SEE BANFF! by Michael Naimark
“SEE BANFF!”
I love this project!! See it here: QT Video of “See Banff”
More info and following project description taken from:
www.naimark.net/projects/banff.html
SEE BANFF! is an interactive stereoscopic installation. It bears a strong – and intentional – resemblance to an Edison kinetoscope, which made its public debut one hundred years ago in April 1894. It achieved instant popularity, but was short-lived. One and a half years later, in December 1895, the Lumiere brothers publicly exhibited projected film, and cinema as we know it was born. The kinetoscope became a transitionary symbol during a turbulent era in the media arts.

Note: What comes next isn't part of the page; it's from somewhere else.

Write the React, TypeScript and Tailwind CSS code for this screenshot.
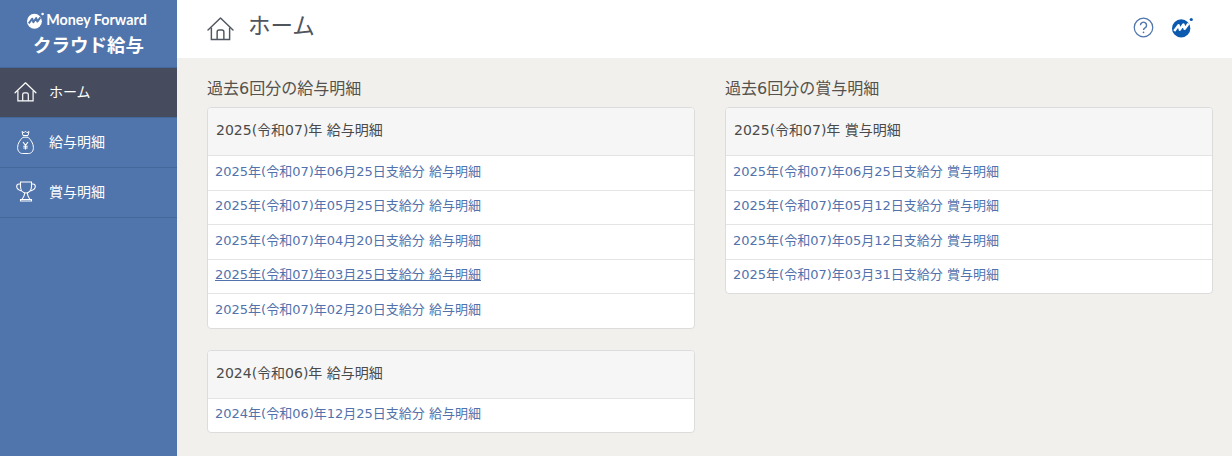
import React from 'react';

const FONT = "font-['DejaVu_Sans','Noto_Sans_CJK_JP',sans-serif]";

const salary2025 = [
  { label: '2025年(令和07)年06月25日支給分 給与明細' },
  { label: '2025年(令和07)年05月25日支給分 給与明細' },
  { label: '2025年(令和07)年04月20日支給分 給与明細' },
  { label: '2025年(令和07)年03月25日支給分 給与明細', hover: true },
  { label: '2025年(令和07)年02月20日支給分 給与明細' },
];
const salary2024 = [{ label: '2024年(令和06)年12月25日支給分 給与明細' }];
const bonus2025 = [
  { label: '2025年(令和07)年06月25日支給分 賞与明細' },
  { label: '2025年(令和07)年05月12日支給分 賞与明細' },
  { label: '2025年(令和07)年05月12日支給分 賞与明細' },
  { label: '2025年(令和07)年03月31日支給分 賞与明細' },
];

const HomeIcon = ({ className }: { className: string }) => (
  <svg viewBox="0 0 28 25" fill="none" stroke="currentColor" strokeWidth="1.5" className={className}>
    <path d="M1 13.5 14 1l13 12.5" strokeLinejoin="round" strokeLinecap="round" />
    <path d="M4.5 11v12.5h19V11" />
    <path d="M10.5 23.5v-8a2 2 0 0 1 2-2h3a2 2 0 0 1 2 2v8" />
  </svg>
);

const BagIcon = () => (
  <svg viewBox="0 0 17 24" fill="none" stroke="currentColor" strokeWidth="1" className="h-[24px] w-[17px] text-white">
    <path d="M5 1.500 7 2.700 8.500 1.200 10 2.700l2-1.200-1 4H6z" strokeLinejoin="round" />
    <path d="M6 5.500h5M6 7.200h5" />
    <path d="M6 7.200C3 10 .6 13.500.6 17.500c0 3.500 2 6 5 6h6c3 0 4.800-2.500 4.800-6 0-4-2.400-7.500-5.400-10.300" />
    <path d="m6 12 2.500 3.300L11 12M8.500 15.300v4.200M6.300 16.300h4.400M6.300 18h4.400" strokeWidth="1.100" />
  </svg>
);

const TrophyIcon = () => (
  <svg viewBox="0 0 20 21" fill="none" stroke="currentColor" strokeWidth="1.100" className="h-[21px] w-[20px] text-white">
    <path d="M4.500 1h11v4.500c0 3.800-2.300 6.500-5.500 6.500S4.500 9.300 4.500 5.500z" />
    <path d="M4.500 3H3C1 3 .7 4.500.7 5.500c0 2.300 2.300 3.700 4.800 4.500M15.500 3H17c2 0 2.300 1.500 2.300 2.500 0 2.300-2.300 3.700-4.800 4.500" />
    <path d="M8.700 12c0 2.500-1 4-2.700 6.500M11.300 12c0 2.500 1 4 2.700 6.500" />
    <path d="M4.500 18.500h11V20h-11z" />
  </svg>
);

const MfLogo = ({ className, bg }: { className: string; bg: string }) => (
  <svg viewBox="0 0 24 24" className={className}>
    <circle cx="10.500" cy="13" r="10.500" fill="currentColor" />
    <circle cx="22" cy="2.800" r="1.800" fill="currentColor" />
    <path d="M2.500 16 7.500 9.500l1.500 5 4-6 1.500 5 4.500-6" fill="none" stroke={bg} strokeWidth="2.800" strokeLinejoin="round" />
  </svg>
);

const SideItem = ({ icon, label, active }: { icon: React.ReactNode; label: string; active?: boolean }) => (
  <div className={`flex h-[50px] items-center border-b border-[#44689c] pb-[1px] ${active ? 'bg-[#464c5e]' : ''}`}>
    <div className="flex w-[49px] shrink-0 justify-center pb-[1px] pl-[2px]">{icon}</div>
    <span className="text-[14px] text-white">{label}</span>
  </div>
);

const Panel = ({ title, rows }: { title: string; rows: { label: string; hover?: boolean }[] }) => (
  <div className="overflow-hidden rounded-[4px] border border-[#dcdcdc] bg-white">
    <div className="flex h-[47px] items-center bg-[#f6f6f6] pb-[2px] pl-[8px] text-[14px] text-[#4a4a4a]">{title}</div>
    {rows.map((row, i) => (
      <div key={i} className="flex h-[34.5px] items-center border-t border-[#e4e4e4] pb-[2.5px] pl-[7px] text-[13px] text-[#5172ac]">
        <span className={row.hover ? 'underline' : ''}>{row.label}</span>
      </div>
    ))}
  </div>
);

export default function App() {
  return (
    <div className={`flex h-[456px] w-[1232px] overflow-hidden bg-[#f1f0ec] ${FONT}`}>
      <aside className="h-full w-[177px] shrink-0 bg-[#5074ac]">
        <div className="flex h-[68px] flex-col items-center border-b border-[#44689c] pt-[10px] text-white">
          <div className="flex h-[20px] items-center gap-[2px] pr-[3px]">
            <MfLogo className="h-[17px] w-[17px] text-white" bg="#5074ac" />
            <span className="font-['Lato',sans-serif] text-[14.3px] font-bold leading-none">Money Forward</span>
          </div>
          <div className="mt-[2px] text-[18.5px] font-bold leading-[28px]">クラウド給与</div>
        </div>
        <SideItem active icon={<HomeIcon className="h-[20px] w-[23px] text-white" />} label="ホーム" />
        <SideItem icon={<BagIcon />} label="給与明細" />
        <SideItem icon={<TrophyIcon />} label="賞与明細" />
      </aside>
      <div className="min-w-0 flex-1">
        <header className="flex h-[58px] items-center justify-between bg-white pl-[30px] pr-[39px]">
          <div className="flex items-center gap-[14px]">
            <HomeIcon className="mb-[1px] h-[24px] w-[27px] text-[#50565f]" />
            <h1 className="mb-[4px] text-[22.5px] font-normal text-[#50545c]">ホーム</h1>
          </div>
          <div className="mb-[3px] flex items-center gap-[18px]">
            <svg viewBox="0 0 22 22" className="h-[21px] w-[21px] text-[#5074ac]" fill="none" stroke="currentColor">
              <circle cx="11" cy="11" r="9.700" strokeWidth="1.300" />
              <path d="M7.800 8.600a3.200 3.200 0 1 1 4.800 2.800c-1 .6-1.600 1.200-1.600 2.300" strokeWidth="1.500" />
              <circle cx="11" cy="16" r=".9" fill="currentColor" stroke="none" />
            </svg>
            <MfLogo className="h-[21px] w-[21px] text-[#0b5ab0]" bg="#ffffff" />
          </div>
        </header>
        <main className="grid grid-cols-2 gap-x-[30px] pl-[30px] pr-[19px]">
          <section>
            <h2 className="flex h-[49px] items-end pb-[6px] text-[16px] font-normal text-[#55524d]">過去6回分の給与明細</h2>
            <div className="flex flex-col gap-[21px]">
              <Panel title="2025(令和07)年 給与明細" rows={salary2025} />
              <Panel title="2024(令和06)年 給与明細" rows={salary2024} />
            </div>
          </section>
          <section>
            <h2 className="flex h-[49px] items-end pb-[6px] text-[16px] font-normal text-[#55524d]">過去6回分の賞与明細</h2>
            <Panel title="2025(令和07)年 賞与明細" rows={bonus2025} />
          </section>
        </main>
      </div>
    </div>
  );
}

Physically, SEE BANFF! is a self-contained unit about the size of a podium, made out of walnut and brass, with a viewing hood on top and a crank on the side, as well as a selector for chosing one of the silent “views.”
These views were filmed around Banff and rural Alberta in autumn 1993. They were recorded with two stop-frame 16mm film cameras mounted on a “super jogger” baby carriage. Stereoscopic recording was either triggered by an intervalometer (for timelapse) or by an encoder on one of the carriage wheels (for dollys and moviemaps). Since the filming was “stop-frame” (rather than “real-time”), time and space appear compressed.
The imagery is part of an investigation of the role of media and its relationship to landscape, tourism, and growth. Recordings were made dollying along waterfalls, glaciers, mountains, and farmland; moviemapping up and down popular natural trails; and timelapsing tourists.
SEE BANFF! looks and feel like a real kinetoscope. Turning the crank allows the user to browse back and forth, to “move through,” the material.